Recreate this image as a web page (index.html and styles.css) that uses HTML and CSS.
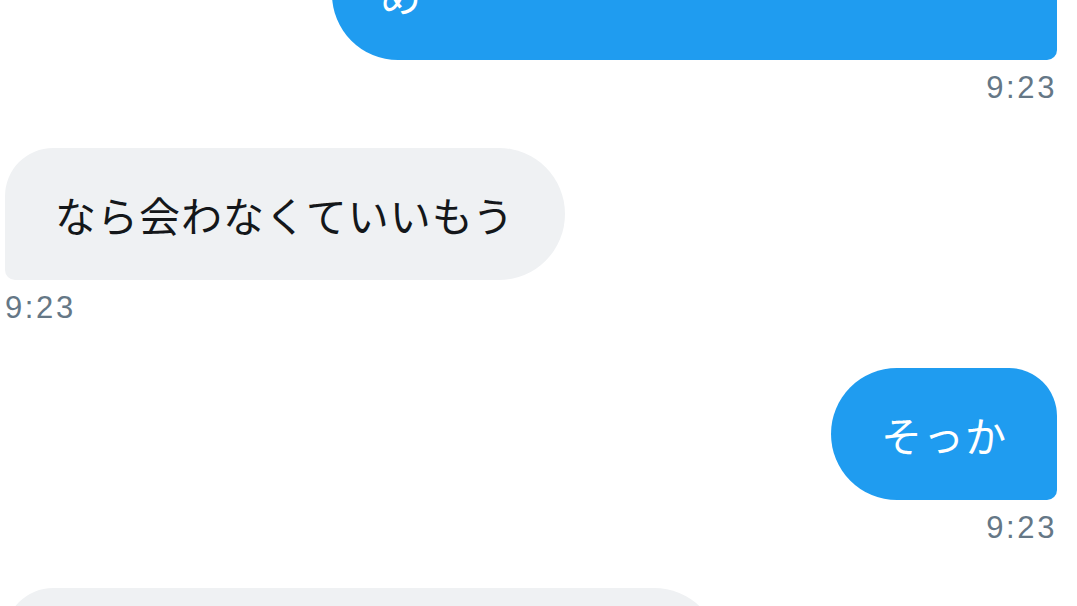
FILE: index.html
```html
<!DOCTYPE html>
<html lang="ja">
<head>
<meta charset="utf-8">
<title>DM</title>
<link rel="stylesheet" href="styles.css">
</head>
<body>
<main class="thread">
  <div class="msg msg-out msg-first">
    <div class="bubble bubble-out bubble-wide">め</div>
    <div class="time">9:23</div>
  </div>
  <div class="msg msg-in">
    <div class="bubble bubble-in">なら会わなくていいもう</div>
    <div class="time">9:23</div>
  </div>
  <div class="msg msg-out">
    <div class="bubble bubble-out">そっか</div>
    <div class="time">9:23</div>
  </div>
  <div class="msg msg-in">
    <div class="bubble bubble-in bubble-last">&nbsp;</div>
  </div>
</main>
</body>
</html>
```
FILE: styles.css
```css
html, body {
  margin: 0;
  padding: 0;
  background: #ffffff;
  overflow: hidden;
}

.thread {
  display: flex;
  flex-direction: column;
  padding: 0 20px 0 5px;
  margin-top: -72px;
}

.msg {
  display: flex;
  flex-direction: column;
  margin-bottom: 42px;
}

.msg-out {
  align-items: flex-end;
}

.msg-in {
  align-items: flex-start;
}

.bubble {
  font-family: "Noto Sans CJK JP", "Noto Sans", sans-serif;
  font-size: 41px;
  letter-spacing: 1px;
  line-height: 52px;
  padding: 40px 50px;
  white-space: nowrap;
}

.bubble-out {
  background: #1f9cf0;
  color: #ffffff;
  border-radius: 66px 48px 10px 66px;
}

.bubble-in {
  background: #eff1f3;
  color: #14171a;
  border-radius: 48px 66px 66px 10px;
}

.bubble-wide {
  width: 627px;
  padding-left: 48px;
}

.bubble-last {
  width: 615px;
}

.time {
  margin-top: 10px;
  font-family: "Liberation Sans", Arial, sans-serif;
  font-size: 31px;
  line-height: 36px;
  letter-spacing: 2.6px;
  color: #657786;
}
```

------------------------

→ **SET TASK**
Make an exact copy of the whole listing, but don't bring over any pictures.

→ **SOLUTION FOR THIS TASK**
Recreate this image as a web page (index.html and styles.css) that uses HTML and CSS.
FILE: index.html
```html
<!DOCTYPE html>
<html lang="ja">
<head>
<meta charset="utf-8">
<title>DM</title>
<link rel="stylesheet" href="styles.css">
</head>
<body>
<main class="thread">
  <div class="msg msg-out msg-first">
    <div class="bubble bubble-out bubble-wide">め</div>
    <div class="time">9:23</div>
  </div>
  <div class="msg msg-in">
    <div class="bubble bubble-in">なら会わなくていいもう</div>
    <div class="time">9:23</div>
  </div>
  <div class="msg msg-out">
    <div class="bubble bubble-out">そっか</div>
    <div class="time">9:23</div>
  </div>
  <div class="msg msg-in">
    <div class="bubble bubble-in bubble-last">&nbsp;</div>
  </div>
</main>
</body>
</html>
```
FILE: styles.css
```css
html, body {
  margin: 0;
  padding: 0;
  background: #ffffff;
  overflow: hidden;
}

.thread {
  display: flex;
  flex-direction: column;
  padding: 0 20px 0 5px;
  margin-top: -72px;
}

.msg {
  display: flex;
  flex-direction: column;
  margin-bottom: 42px;
}

.msg-out {
  align-items: flex-end;
}

.msg-in {
  align-items: flex-start;
}

.bubble {
  font-family: "Noto Sans CJK JP", "Noto Sans", sans-serif;
  font-size: 41px;
  letter-spacing: 1px;
  line-height: 52px;
  padding: 40px 50px;
  white-space: nowrap;
}

.bubble-out {
  background: #1f9cf0;
  color: #ffffff;
  border-radius: 66px 48px 10px 66px;
}

.bubble-in {
  background: #eff1f3;
  color: #14171a;
  border-radius: 48px 66px 66px 10px;
}

.bubble-wide {
  width: 627px;
  padding-left: 48px;
}

.bubble-last {
  width: 615px;
}

.time {
  margin-top: 10px;
  font-family: "Liberation Sans", Arial, sans-serif;
  font-size: 31px;
  line-height: 36px;
  letter-spacing: 2.6px;
  color: #657786;
}
```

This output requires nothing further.